David Turpin was also accused of sexually abusing one of his young daughters.
They appeared in plain clothes at the Riverside County Superior Court and entered pleas of not guilty to all charges.
The judge set bail at $15 million each and the Turpins are due to reappear in court at the end of February.
It comes after Riverside County District Attorney Mike Hestrin revealed the horrific conditions the Turpin parents allegedly kept their children in.
“A case like that sticks with you and haunts you,” Mr Hestrin said.
“Sometimes in this business you are faced with human depravity, and that’s what we have here.”
Mr Hestrin said three children were chained to beds when police arrived at the Turpins’ home on Sunday, including an 11-year-old and 14-year-old.
He said the parents had begun tying up their children with ropes many years ago, including hog-tying one child, but progressed to chains and padlocks when one escaped.
“These were a form of punishment meted out on these children and these adults,” Mr Hestrin said.
“These punishments would last for weeks or even months at a time.”
“Circumstantial evidence suggests the victims were often not released from their chains to go to the bathroom.”
Mr Hestrin said none of the victims were allowed to shower more than once a year, with attempting to wash included in the reasons for punishment.
“If the children were found to have washed their hands above the wrist area, they would be accused of playing in the water and they would be chained up,” he said.
Mr Hestrin said while the children’s punishment included being chained, beaten and strangled, it also extended to emotional abuse.
The prosecutor said the parents lived separately from their children while living in Fort Worth, Texas, and would just visit occasionally to drop off food.
He said the abuse intensified after the family moved to California and if the children were not chained up, they were locked in different rooms and fed on a schedule.
“The parents would apparently buy food for themselves and not allow the children to eat it,” Mr Hestrin said.
“They would buy pies, apple pies and pumpkin pies, and leave it on the counter and let children look at it, but not let them eat the food.”
The children were also denied the chance to play with toys, despite police finding many in the house, still in the original packaging.
The only activity they were allowed to do at home was write in journals, and Mr Hestrin said police had seized hundreds of them as evidence.
Escape planned for years
Mr Hestrin revealed the 17-year-old girl who escaped the house to alert police had plotted her escape for two years.
Another sibling escaped with the girl over the weekend but turned back out of fear.
Mr Hestrin said all 13 victims were severely malnourished and as a result some have cognitive impairment and a lack of basic knowledge of life.

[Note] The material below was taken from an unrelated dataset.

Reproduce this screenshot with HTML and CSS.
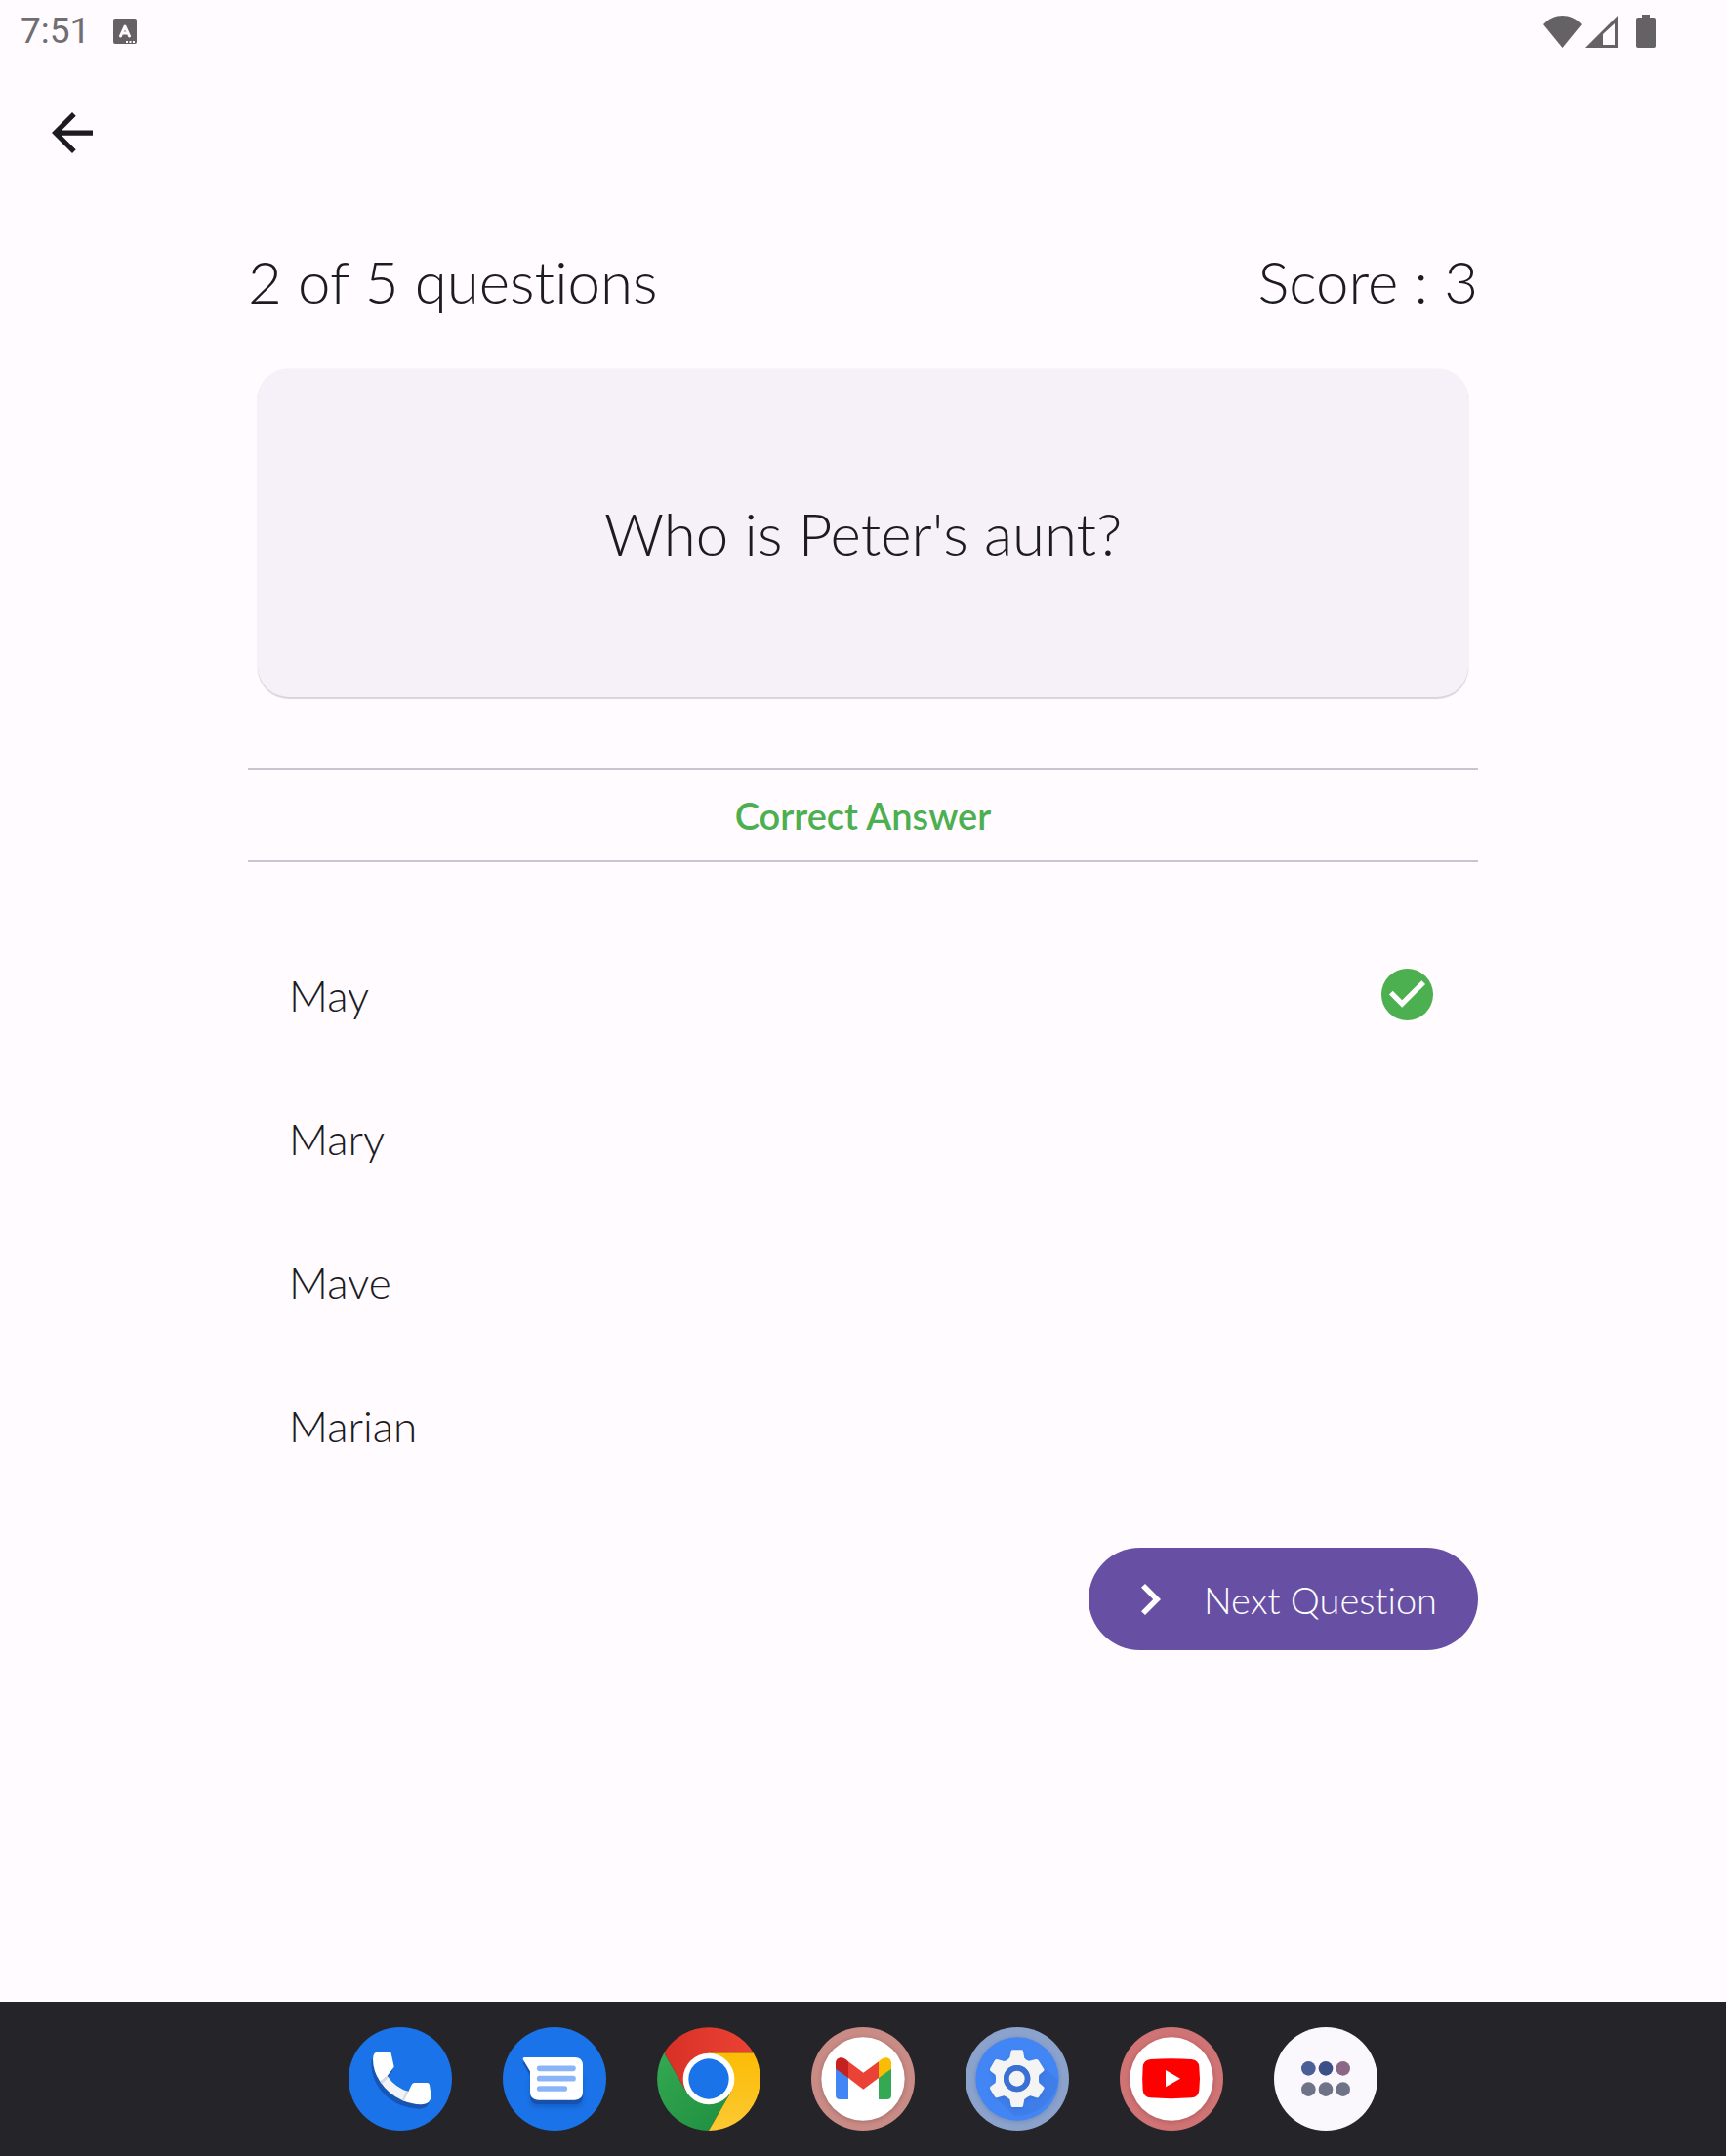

He said a 29-year-old female victim weighed just 37 kilograms, while a 12-year-old victim was only the size of an average seven-year-old.
Why didn’t anyone notice?
Mr Hestrin said he believed the family’s nocturnal habits, staying awake all night and sleeping all day, contributed to the Turpin’s ability to escape notice.
The children had also been denied access to a doctor for the previous four years and had never seen a dentist.
All of the children were home schooled, with David Turpin listed in governmental records as principal, and did not know basic things like what medication or a police officer was.
One of the adult children attended classes outside the home, but Mr Hestrin said Louise Turpin would wait outside the classroom and take him home once it was finished.